Under Rosenbaum, the firm laid off secretaries this year and issued its first capital call in a decade to raise $24 million by asking shareholders to contribute 1 percent to 5 percent of their salaries. Rosenbaum said the money was “for a rainy day.” (For more on Rosenbaum’s interview, see related story.)
There is no question the international law firm is a hugely profitable powerhouse, ranking 10th on The American Lawyer’s list of top law firms. It is a growing mergers and acquisitions advisory firm, with corporate work representing 23 percent of its revenue. Last year, Greenberg represented electric utility DPL Inc. in its $3.5 billion sale to the AES Corp. and Miami-based Terremark Worldwide in its $2 billion sale to Verizon Wireless. On the international front, Greenberg was tapped to lead a team hired by Wal-Mart more than a year ago to conduct a worldwide compliance review even before a bribery scandal broke in its the retailer’s Mexican subsidiary.

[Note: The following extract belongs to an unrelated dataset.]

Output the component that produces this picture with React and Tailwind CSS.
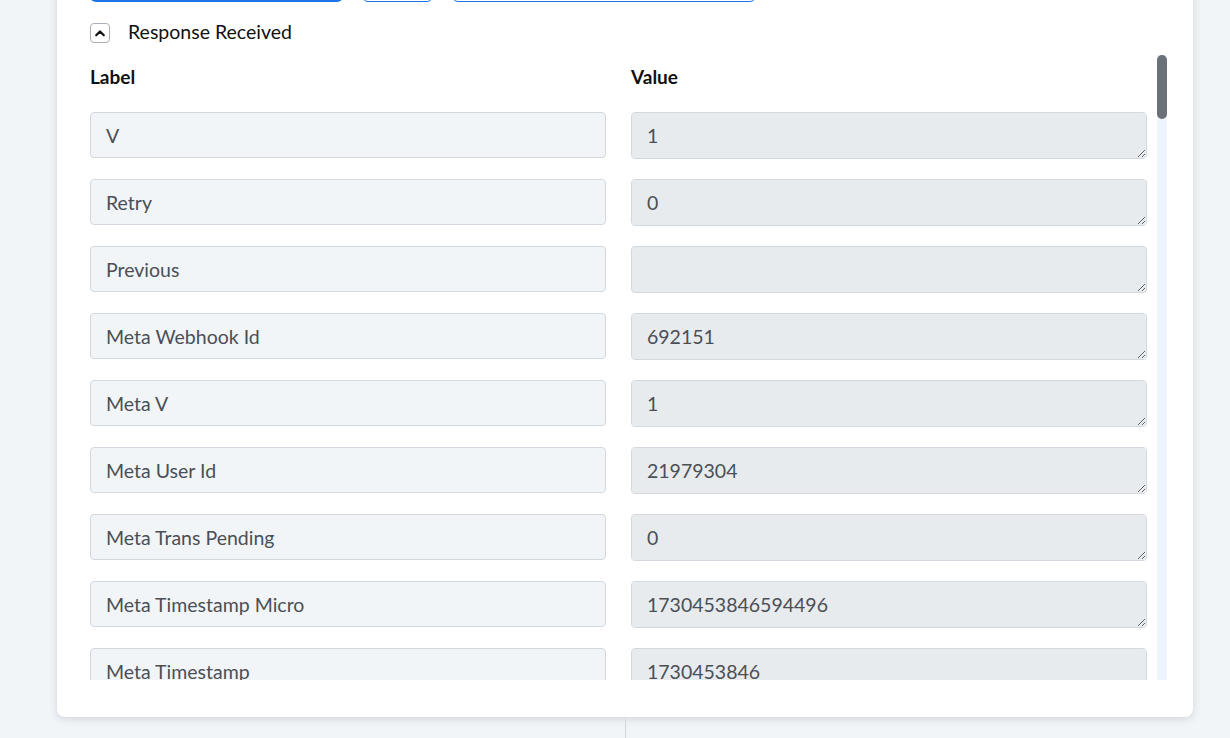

“We have high-quality lawyers,” said Barry Richard, a Tallahassee principal shareholder and former member of the firm’s board. “You’re going to occasionally get some bad apples when you hire a couple thousand lawyers. I love this firm.”
When Richard garnered international attention representing President George W. Bush during the 2000 election recount and received outside offers to double his salary, he decided to stay at Greenberg. He said what attracted him to the firm in 1991 is the offices are allowed to operate with autonomy.
“It’s not monolithic,” he said. “As long as we are operating professionally, we don’t get any interference, and we don’t have to ask permission for things. I like the fact that it’s entrepreneurial. Everything we do is related to our business clients.”
‘Eat What You Kill’
Anthony Alfieri, a professor specializing in ethics at the University of Miami School of Law, said it could be this very structure that contributed to the failure in the TD Bank case.
He said large, multinational law firms like Greenberg are driven by an “eat-what-you-kill compensation system that incentivizes risk-taking in transactions and litigation.”
Greenberg started in 1967 as a Miami transactional boutique. After 10 high growth years, it now has 1,750 lawyers in 35 offices around the world.
Referring to the sanctions in the TD Bank case, Alfieri said, “This kind of institutional failure raises hard questions of culture, compliance and institutional regulation for Greenberg and hundreds of other Big Law firms and likewise for regulatory bodies like The Florida Bar and the American Bar Association.”
Rosenbaum said the firm takes ethics seriously and noted it hired full-time auditors after the Abramoff scandal to check lawyers’ records and billings. Their work is supervised by a “commitment to excellence” committee comprised of 80 shareholders.
But other embarrassments have cropped up, including the six-year sentence of McCombs last September for billing a Chicago suburb more than $1 million for work he never performed.
Joe Ankus, a longtime legal recruiter with Weston-based Ankus Consulting and executive director of the National Association of Legal Search Constultants, said Greenberg’s experiences are on par with other major firms.
“My perception of them is based on Greenberg’s size, which has an international reach, it’s inevitable that you will have positive and negative things occur,” he said. “You can’t be a global powerhouse and not suffer ebbs and flows of good and bad news.”
Richard said he was not concerned that the malpractice suits or the outcome of the TD Bank case will cost the firm clients.
“Clients don’t really pay much attention to that kind of stuff,” he said. “At any given time, the issue is not that anything is going to go wrong but how any company deals with things when they encounter them. And it always does the right thing when there is a problem. It immediately takes action and fixes things. We don’t cover things up.”